• _Exercise details_:
Collect every line of the records below that contains the word "this".
--- begin Records for the exercise ---
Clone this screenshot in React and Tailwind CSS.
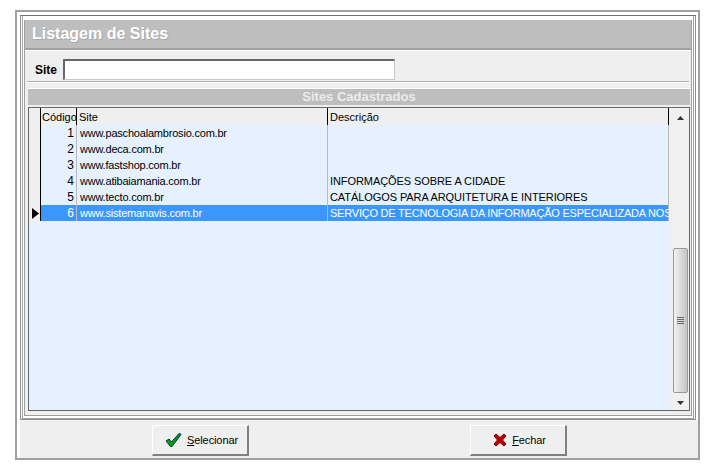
const rows = [
  { id: 1, site: "www.paschoalambrosio.com.br", desc: "" },
  { id: 2, site: "www.deca.com.br", desc: "" },
  { id: 3, site: "www.fastshop.com.br", desc: "" },
  { id: 4, site: "www.atibaiamania.com.br", desc: "INFORMAÇÕES SOBRE A CIDADE" },
  { id: 5, site: "www.tecto.com.br", desc: "CATÁLOGOS PARA ARQUITETURA E INTERIORES" },
  { id: 6, site: "www.sistemanavis.com.br", desc: "SERVIÇO DE TECNOLOGIA DA INFORMAÇÃO ESPECIALIZADA NOS" },
];

function Row({ row }) {
  const selected = row.id === 6;
  return (
    <div className={`flex h-4 leading-[17px] ${selected ? "bg-[#3c96ff] text-white" : "text-black"}`}>
      <div className="w-3 shrink-0 border-r border-black bg-[#efefef] flex items-center pl-[3px]">
        {selected && (
          <svg width="7" height="11" viewBox="0 0 7 11">
            <path d="M0 0 L7 5.5 L0 11 Z" fill="#000" />
          </svg>
        )}
      </div>
      <div className="w-9 shrink-0 border-r border-[#b8b8b8] text-right pr-[2px] text-[12px]">{row.id}</div>
      <div className="w-[251px] shrink-0 border-r border-[#b8b8b8] pl-[3px] tracking-[-0.2px]">{row.site}</div>
      <div className={`w-[341px] shrink-0 border-r border-[#b8b8b8] pl-[2px] whitespace-nowrap ${selected ? "tracking-[-0.22px]" : "tracking-[-0.08px]"}`}>{row.desc}</div>
    </div>
  );
}

function Scrollbar() {
  return (
    <div className="w-5 shrink-0 bg-[#f0f0f0] flex flex-col items-center">
      <div className="h-[140px] w-full flex justify-center pt-2">
        <svg width="7" height="4" viewBox="0 0 7 4" className="ml-[2px]">
          <path d="M3.5 0 L7 4 L0 4 Z" fill="#333" />
        </svg>
      </div>
      <div className="h-[145px] w-[15px] ml-[3px] rounded-[2px] border border-[#999] bg-linear-to-r from-[#f2f2f2] to-[#c4c4c4] flex flex-col items-center justify-center gap-px">
        <div className="h-px w-[7px] bg-[#666]" />
        <div className="h-px w-[7px] bg-[#666]" />
        <div className="h-px w-[7px] bg-[#666]" />
        <div className="h-px w-[7px] bg-[#666]" />
      </div>
      <div className="flex-1 w-full flex justify-center pt-2">
        <svg width="7" height="4" viewBox="0 0 7 4" className="ml-[2px]">
          <path d="M0 0 L7 0 L3.5 4 Z" fill="#333" />
        </svg>
      </div>
    </div>
  );
}

function ActionButton({ icon, hotkey, rest }) {
  return (
    <button className="h-[31px] w-[97px] flex items-center justify-center gap-[5px] pl-[3px] bg-[#efefef] border-t border-l border-white border-r-2 border-b-2 border-r-[#808080] border-b-[#808080] text-black text-[11px] tracking-[-0.1px]">
      {icon}
      <span>
        <span className="underline">{hotkey}</span>
        {rest}
      </span>
    </button>
  );
}

const checkIcon = (
  <svg width="17" height="16" viewBox="0 0 17 16">
    <path d="M1 9 L4 7 L6.5 10 L14.5 1 L16 2.5 L7 14.5 L5.5 14.5 Z" fill="#00a000" stroke="#003060" strokeWidth="1" strokeLinejoin="round" />
  </svg>
);

const closeIcon = (
  <svg width="14" height="14" viewBox="0 0 14 14">
    <path d="M1 3 L3 1 L7 4.5 L11 1 L13 3 L9.5 7 L13 11 L11 13 L7 9.5 L3 13 L1 11 L4.5 7 Z" fill="#c00000" stroke="#700000" strokeWidth="1" strokeLinejoin="round" />
  </svg>
);

export default function App() {
  return (
    <div className="w-[718px] h-[473px] bg-white pt-[10px] pl-[15px] text-[11px] font-['Liberation_Sans',Arial,sans-serif]">
      <div className="w-[685px] h-[450px] border-2 border-[#a0a0a0] bg-white flex flex-col pt-[3px] pl-[3px]">
        {/* nested frame */}
        <div className="w-[676px] h-[405px] shrink-0 border border-[#909090] border-t-[#707070] pl-px pr-px bg-white">
          <div className="h-full border-l border-r border-b border-[#a0a0a0] pl-px pr-px pb-[2px] pt-[4px]">
            <div className="h-full border-l border-r border-b border-[#a0a0a0] flex flex-col bg-[#efefef]">
              <div className="h-[30px] shrink-0 bg-[#bebebe] border-b-2 border-[#a0a0a0] pl-[7px] flex items-center text-white font-bold text-[16px] [text-shadow:1px_1px_0_#a8a8a8]">
                Listagem de Sites
              </div>
              <div className="h-px shrink-0 bg-white" />
              <div className="h-[31px] shrink-0 mx-[2px] border-b border-[#b0b0b0] flex items-center pl-2 pt-[7px] text-[12px]">
                <span className="font-bold w-7 text-black">Site</span>
                <div className="w-[332px] h-[21px] bg-white border-t-2 border-l-2 border-t-[#666] border-l-[#666] border-r border-b border-r-[#c8c8c8] border-b-[#c8c8c8]" />
              </div>
              <div className="h-[7px] shrink-0 mx-[2px] border-t border-white border-b" />
              <div className="ml-[3px] mr-px h-4 shrink-0 bg-[#bebebe] text-center leading-4 text-[13px] text-[#ececec] font-bold">Sites Cadastrados</div>
              <div className="h-[2px] shrink-0" />
              <div className="ml-[3px] w-[662px] h-[304px] shrink-0 border border-[#666] flex bg-[#e6f1ff]">
                <div className="flex-1 min-w-0 flex flex-col">
                  <div className="flex h-[17px] leading-[18px] bg-[#efefef] text-black shrink-0">
                    <div className="w-3 shrink-0 border-r border-black" />
                    <div className="w-9 shrink-0 border-r border-black pl-px">Código</div>
                    <div className="w-[251px] shrink-0 border-r border-black pl-[2px]">Site</div>
                    <div className="w-[341px] shrink-0 border-r border-black pl-[2px]">Descrição</div>
                  </div>
                  {rows.map((row) => (
                    <Row key={row.id} row={row} />
                  ))}
                </div>
                <Scrollbar />
              </div>
            </div>
          </div>
        </div>
        <div className="flex-1 bg-[#efefef] flex pl-[132px] pt-[5px] gap-[221px]">
          <ActionButton icon={checkIcon} hotkey="S" rest="elecionar" />
          <ActionButton icon={closeIcon} hotkey="F" rest="echar" />
        </div>
      </div>
    </div>
  );
}
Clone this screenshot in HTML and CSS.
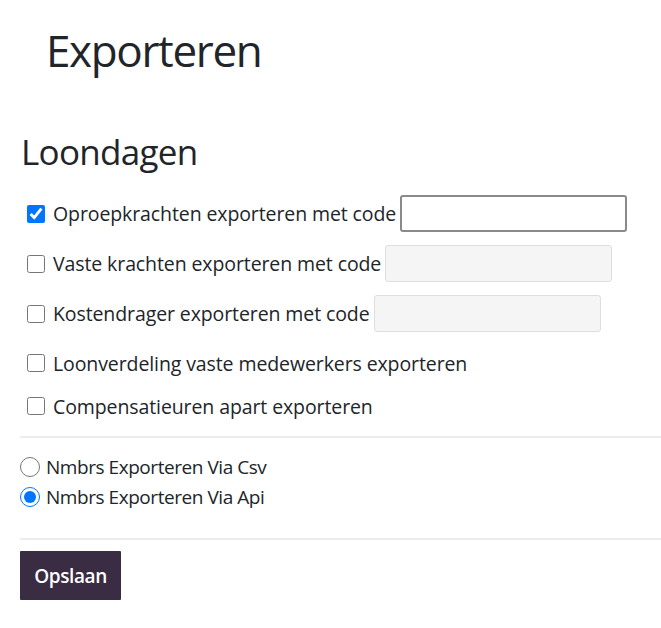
--- end Records for the exercise ---
• _Written response_:
Clone this screenshot in React and Tailwind CSS.
Clone this screenshot in HTML and CSS.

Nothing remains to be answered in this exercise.